January’s Consumer Confidence Index (CCI) was posted at 10:00 AM ET this morning, revealing a reading of 98.1 that was almost two points higher than December’s revised reading. It also exceeded forecasts of 96.8, indicating surveyed consumers were more optimistic about their own financial and employment situations than many had thought. That is considered bad news for bonds and mortgage rates because rising confidence usually translates into more consumer spending, making for a stronger economy.

Tomorrow has one economic report we will be watching but it will likely be one of the afternoon events that will be the center of attention. December’s New Home Sales will be released at 10:00 AM ET tomorrow morning. It is considered to be the sister release to last week’s Existing Home Sales, giving us a small snapshot of housing sector strength. It tracks a much smaller portion of home sales than last week’s report did and is forecasted to show an increase in sales of newly constructed homes. However, this data is not important enough to heavily influence mortgage pricing unless it varies greatly from forecasts.

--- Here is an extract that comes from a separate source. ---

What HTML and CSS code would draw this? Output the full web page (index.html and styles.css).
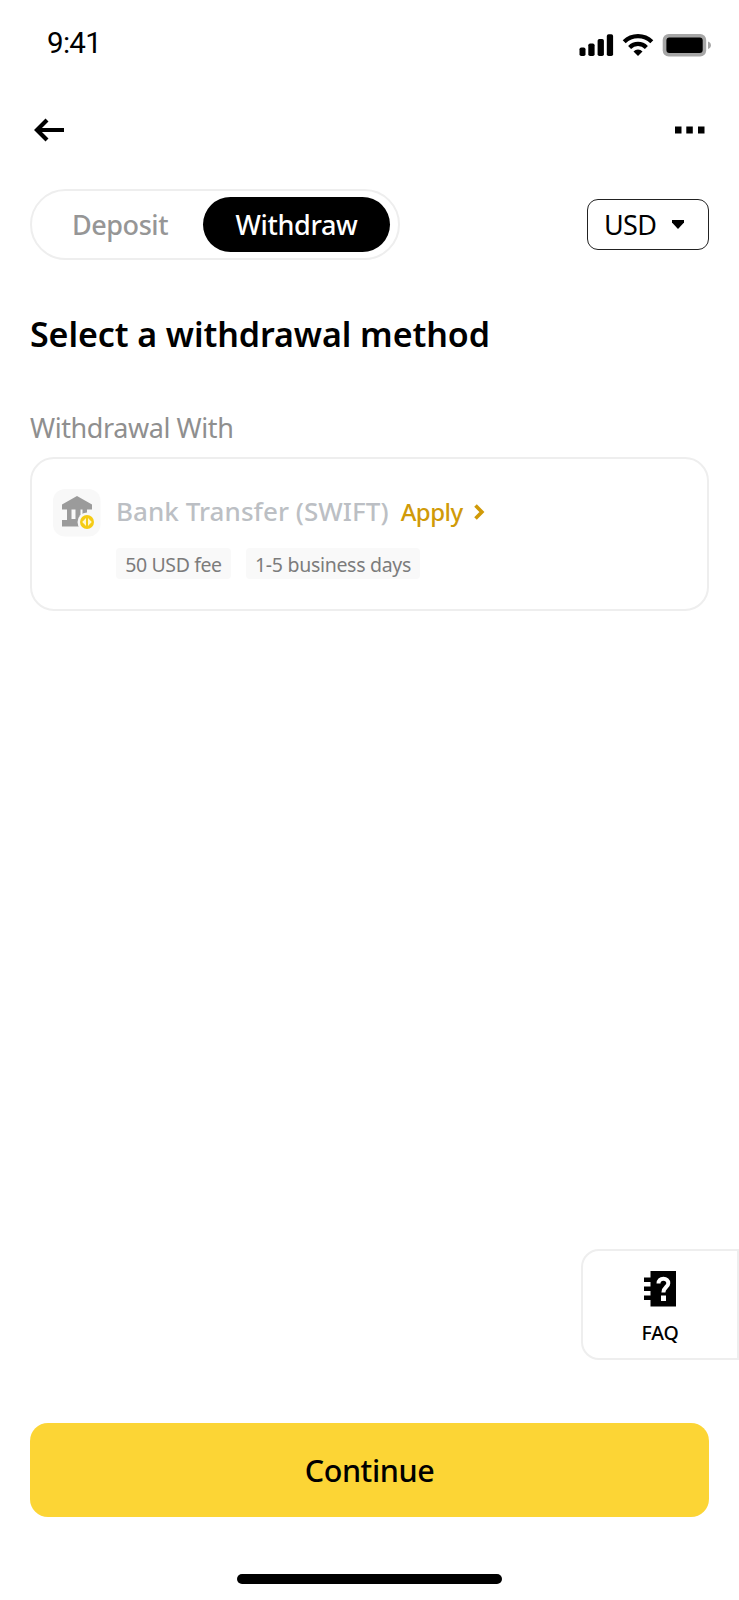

This year’s first FOMC meeting that began today will adjourn at 2:00 PM ET tomorrow. There was a decent chance of this meeting yielding another quarter point increase to key short-term interest rates before the recent sell-off in stocks and oil costs. But now I believe the significant selling in stocks recently may alter the Fed’s monetary policy plans, at least temporarily. A rate hike is still possible though, so we need to be prepared in case it does happen. Afternoon volatility in the markets tomorrow is a strong possibility following the post-meeting statement release. This statement will not precede a press conference like last meeting did.

Also worth noting is tomorrow’s 5-year Treasury Note auction. If the sale is met with a strong demand from investors, the broader bond market may improve after results are posted at 1:00 PM ET. If they draw a lackluster interest, they could lead to bond selling and higher mortgage rates until we get to the FOMC statement. A strong interest in the securities could help boost bond prices.